Barbara Williams spends much of her time attending meetings at school and talking with military parents. She doesn't mind her busy schedule; she just wishes more people knew she's available to help.
"I still see people every day that say they don't know about school liaison services," she said. "I would say that's an area that needs improvement."
Williams serves as youth education support services director/school liaison officer in Child Youth and School Services under the Garrison. She started in April after 32 years in the Huntsville city schools system.
"The position that I'm in is very similar to my position in the Huntsville city schools district where I worked with families and children. I'm still working with families and children," said Williams, who formerly served as the director of pupil services at the city school board. "This one's different in that it's issues that concern schools and military children's education. My primary responsibility is of course military children's education."
She has already seen the community's support for military children, whose mobile lifestyle entails frequent school changes. Under a new program this year called Military Operation School Supplies, 20 corporate sponsors provided 375 book bags filled with school supplies.
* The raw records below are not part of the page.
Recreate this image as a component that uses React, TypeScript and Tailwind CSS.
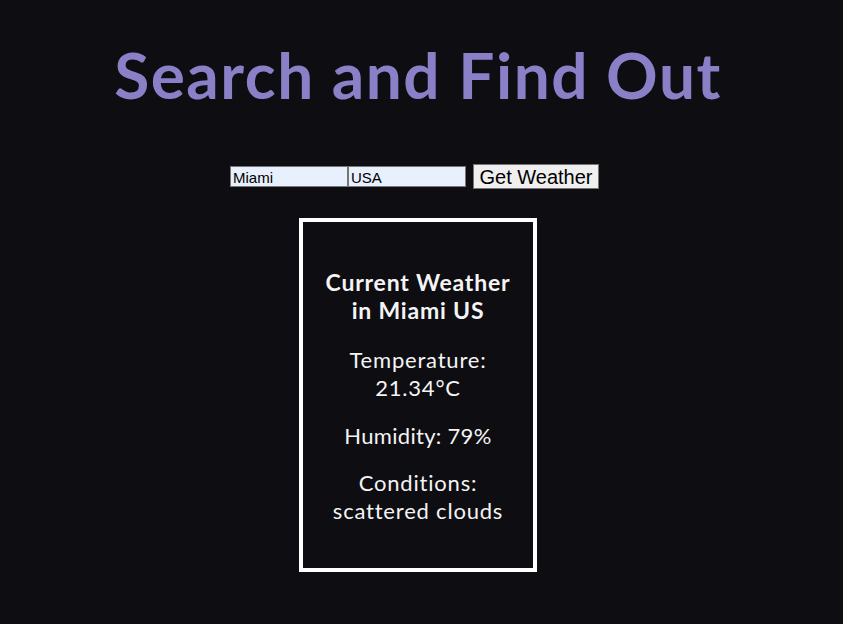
import React, { useState } from 'react';

const WeatherCard = ({ city, country }: { city: string; country: string }) => {
  return (
    <div className="mt-[29px] w-[238px] border-4 border-white px-2 pt-[46px] pb-[43px] text-center text-[#f4f4f4]">
      <h2 className="text-[23px] font-bold leading-[28px] tracking-[0.8px]">
        Current Weather
        <br />
        in {city} {country}
      </h2>
      <p className="mt-[22px] text-[22px] leading-[28px] tracking-[0.8px]">
        Temperature:
        <br />
        21.34°C
      </p>
      <p className="mt-[20px] text-[22px] leading-[28px] tracking-[0.3px]">Humidity: 79%</p>
      <p className="mt-[19px] text-[22px] leading-[28px] tracking-[0.8px]">
        Conditions:
        <br />
        scattered clouds
      </p>
    </div>
  );
};

export default function App() {
  const [city, setCity] = useState('Miami');
  const [country, setCountry] = useState('USA');

  return (
    <div
      className="flex min-h-[624px] flex-col items-center bg-[#0e0d12] pr-[7px]"
      style={{ fontFamily: '"Century Gothic", Lato, sans-serif' }}
    >
      <h1 className="mt-[40px] text-[64px] font-bold leading-[70px] tracking-[1.5px] text-[#8a80c8]">
        Search and Find Out
      </h1>
      <form className="mt-[54px] mr-[7px] flex items-center" onSubmit={(e) => e.preventDefault()}>
        <input
          value={city}
          onChange={(e) => setCity(e.target.value)}
          className="h-[21px] w-[118px] border border-[#767676] bg-[#e8f0fe] px-[2px] pt-[2px] text-[15px] leading-[17px] text-black outline-none"
          style={{ fontFamily: '"Liberation Sans", Arial, sans-serif' }}
        />
        <input
          value={country}
          onChange={(e) => setCountry(e.target.value)}
          className="h-[21px] w-[118px] border border-[#767676] bg-[#e8f0fe] px-[2px] pt-[2px] text-[15px] leading-[17px] text-black outline-none"
          style={{ fontFamily: '"Liberation Sans", Arial, sans-serif' }}
        />
        <button
          type="submit"
          className="ml-[7px] h-[25px] w-[126px] border border-[#767676] bg-[#efefef] text-[20px] leading-none text-black"
          style={{ fontFamily: '"Liberation Sans", Arial, sans-serif' }}
        >
          Get Weather
        </button>
      </form>
      <WeatherCard city="Miami" country="US" />
    </div>
  );
}
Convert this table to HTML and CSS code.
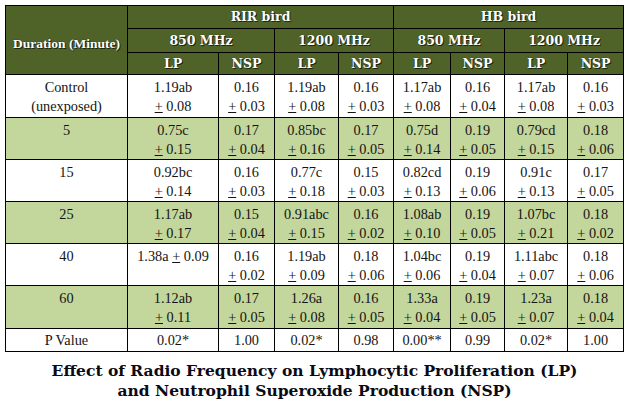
FILE: index.html
```html
<!DOCTYPE html>
<html>
<head>
<meta charset="utf-8">
<link rel="stylesheet" href="styles.css">
</head>
<body>
<div class="page">
<table class="data">
  <colgroup>
    <col class="c0"><col class="c1"><col class="c2"><col class="c3"><col class="c4"><col class="c5"><col class="c6"><col class="c7"><col class="c8">
  </colgroup>
  <thead>
    <tr class="hr1">
      <th rowspan="3" class="dur">Duration (Minute)</th>
      <th colspan="4">RIR bird</th>
      <th colspan="4">HB bird</th>
    </tr>
    <tr class="hr2">
      <th colspan="2">850 MHz</th>
      <th colspan="2">1200 MHz</th>
      <th colspan="2">850 MHz</th>
      <th colspan="2">1200 MHz</th>
    </tr>
    <tr class="hr3">
      <th>LP</th><th>NSP</th><th>LP</th><th>NSP</th><th>LP</th><th>NSP</th><th>LP</th><th>NSP</th>
    </tr>
  </thead>
  <tbody>
    <tr class="r w ra">
      <td>Control<br>(unexposed)</td>
      <td>1.19ab<br><u>+</u> 0.08</td><td>0.16<br><u>+</u> 0.03</td>
      <td>1.19ab<br><u>+</u> 0.08</td><td>0.16<br><u>+</u> 0.03</td>
      <td>1.17ab<br><u>+</u> 0.08</td><td>0.16<br><u>+</u> 0.04</td>
      <td>1.17ab<br><u>+</u> 0.08</td><td>0.16<br><u>+</u> 0.03</td>
    </tr>
    <tr class="r g rb">
      <td>5</td>
      <td>0.75c<br><u>+</u> 0.15</td><td>0.17<br><u>+</u> 0.04</td>
      <td>0.85bc<br><u>+</u> 0.16</td><td>0.17<br><u>+</u> 0.05</td>
      <td>0.75d<br><u>+</u> 0.14</td><td>0.19<br><u>+</u> 0.05</td>
      <td>0.79cd<br><u>+</u> 0.15</td><td>0.18<br><u>+</u> 0.06</td>
    </tr>
    <tr class="r w rb">
      <td>15</td>
      <td>0.92bc<br><u>+</u> 0.14</td><td>0.16<br><u>+</u> 0.03</td>
      <td>0.77c<br><u>+</u> 0.18</td><td>0.15<br><u>+</u> 0.03</td>
      <td>0.82cd<br><u>+</u> 0.13</td><td>0.19<br><u>+</u> 0.06</td>
      <td>0.91c<br><u>+</u> 0.13</td><td>0.17<br><u>+</u> 0.05</td>
    </tr>
    <tr class="r g rc">
      <td>25</td>
      <td>1.17ab<br><u>+</u> 0.17</td><td>0.15<br><u>+</u> 0.04</td>
      <td>0.91abc<br><u>+</u> 0.15</td><td>0.16<br><u>+</u> 0.02</td>
      <td>1.08ab<br><u>+</u> 0.10</td><td>0.19<br><u>+</u> 0.05</td>
      <td>1.07bc<br><u>+</u> 0.21</td><td>0.18<br><u>+</u> 0.02</td>
    </tr>
    <tr class="r w rb">
      <td>40</td>
      <td>1.38a <u>+</u> 0.09</td><td>0.16<br><u>+</u> 0.02</td>
      <td>1.19ab<br><u>+</u> 0.09</td><td>0.18<br><u>+</u> 0.06</td>
      <td>1.04bc<br><u>+</u> 0.06</td><td>0.19<br><u>+</u> 0.04</td>
      <td>1.11abc<br><u>+</u> 0.07</td><td>0.18<br><u>+</u> 0.06</td>
    </tr>
    <tr class="r g ra">
      <td>60</td>
      <td>1.12ab<br><u>+</u> 0.11</td><td>0.17<br><u>+</u> 0.05</td>
      <td>1.26a<br><u>+</u> 0.08</td><td>0.16<br><u>+</u> 0.05</td>
      <td>1.33a<br><u>+</u> 0.04</td><td>0.19<br><u>+</u> 0.05</td>
      <td>1.23a<br><u>+</u> 0.07</td><td>0.18<br><u>+</u> 0.04</td>
    </tr>
    <tr class="pv w">
      <td class="pl">P Value</td>
      <td>0.02*</td><td>1.00</td><td>0.02*</td><td>0.98</td><td>0.00**</td><td>0.99</td><td>0.02*</td><td>1.00</td>
    </tr>
  </tbody>
</table>
<div class="caption">Effect of Radio Frequency on Lymphocytic Proliferation (LP)<br>and Neutrophil Superoxide Production (NSP)</div>
</div>
</body>
</html>
```

FILE: styles.css
```css
html, body {
  margin: 0;
  padding: 0;
  background: #ffffff;
}
.page {
  padding: 5px 0 0 5px;
  width: 624px;
}
.data {
  border-collapse: collapse;
  table-layout: fixed;
  width: 619px;
  font-family: "Liberation Serif", "Times New Roman", serif;
  color: #141414;
}
.c0 { width: 122px; }
.c1 { width: 91px; }
.c2 { width: 56px; }
.c3 { width: 64px; }
.c4 { width: 55px; }
.c5 { width: 57px; }
.c6 { width: 54px; }
.c7 { width: 63px; }
.c8 { width: 56px; }
.data th, .data td {
  border: 1px solid #000;
  padding: 0;
  text-align: center;
  white-space: nowrap;
  overflow: hidden;
}
.data th {
  background: #4f6228;
  color: #ffffff;
  font-family: "DejaVu Serif", "Liberation Serif", serif;
  font-weight: bold;
  font-size: 12.5px;
  line-height: 18px;
  text-shadow: 1px 1px 0 #1d2510, 0 0 1px #1d2510;
}
.data th.dur {
  font-family: "Liberation Serif", "Times New Roman", serif;
  font-size: 13.5px;
  padding-top: 7px;
}
.hr1 th { height: 22px; }
.hr2 th { height: 23px; }
.hr3 th { height: 21px; }
.data td {
  font-size: 14.3px;
  line-height: 19px;
  vertical-align: top;
  padding-top: 3px;
}
.r.ra td { height: 39px; }
.r.rb td { height: 38px; }
.r.rc td { height: 37px; }
.w td { background: #ffffff; }
.g td { background: #c3d69b; }
.pv td {
  height: 22px;
  vertical-align: middle;
  padding-top: 0;
}
.data u {
  text-decoration: underline;
  text-underline-offset: 1px;
}
.caption {
  margin-top: 9px;
  width: 619px;
  text-align: center;
  font-family: "DejaVu Serif", "Liberation Serif", serif;
  font-weight: bold;
  font-size: 15.5px;
  line-height: 20px;
  color: #0a0a14;
}
```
The effort started in June and the book bags were distributed to military families in early August.
"It was just an overwhelming project," Williams said. "They poured out a lot of support for our families."
Now she just wants military parents and federal-connected parents - because they are mobile as well - to know that she's here to help. If they have concerns or school issues that need to be addressed, they're welcome to call her at 842-9642.
Military children residing on post attend Columbia High, Williams Middle and Williams Elementary. The school liaison officer also serves military children who reside off post and attend other Huntsville schools, Madison city schools and Madison County schools.
"I deal with a lot of issues concerning schools and military children. I facilitate solving prblems and resolving issues with families," she said.
She has seen growth in the programs within Child Youth and School Services, including the home school program, and more communication with the local school boards. She attends the board meetings with Garrison commander Col. Bob Pastorelli.
She tries to do outreach with parents, not only concerning transitional issues but other problems they may be having in the schools as well.
"I serve as an advocate for families," Williams said. "I help give parents the tools they need to be advocates for their children."
She plans to continue training school personnel on issues regarding mobile families. This includes school counselors, teachers, administrators and special educators. The Armywide training normally occurs annually through the Military Child Education Coalition.
Williams said she also plans to increase the number of schools involved in the Student 2 Student program, under the Military Child Education Coalition. In that program, training is provided to enable peers to help with transition of their military classmates.
"Very adequate" is how Williams describes the schools in Huntsville, the city of Madison, and Madison County. "We have wonderful schools in all those districts."
Her education career began with 16 years as an English teacher at Johnson High followed by three years as an assistant principal at Chapman Middle. Around 1997, Williams became a district administrator and served as the director of pupil services. She and her husband, Hosea, have a son Brandon, 20, who attends Calhoun Community College and will go to Alabama State in January.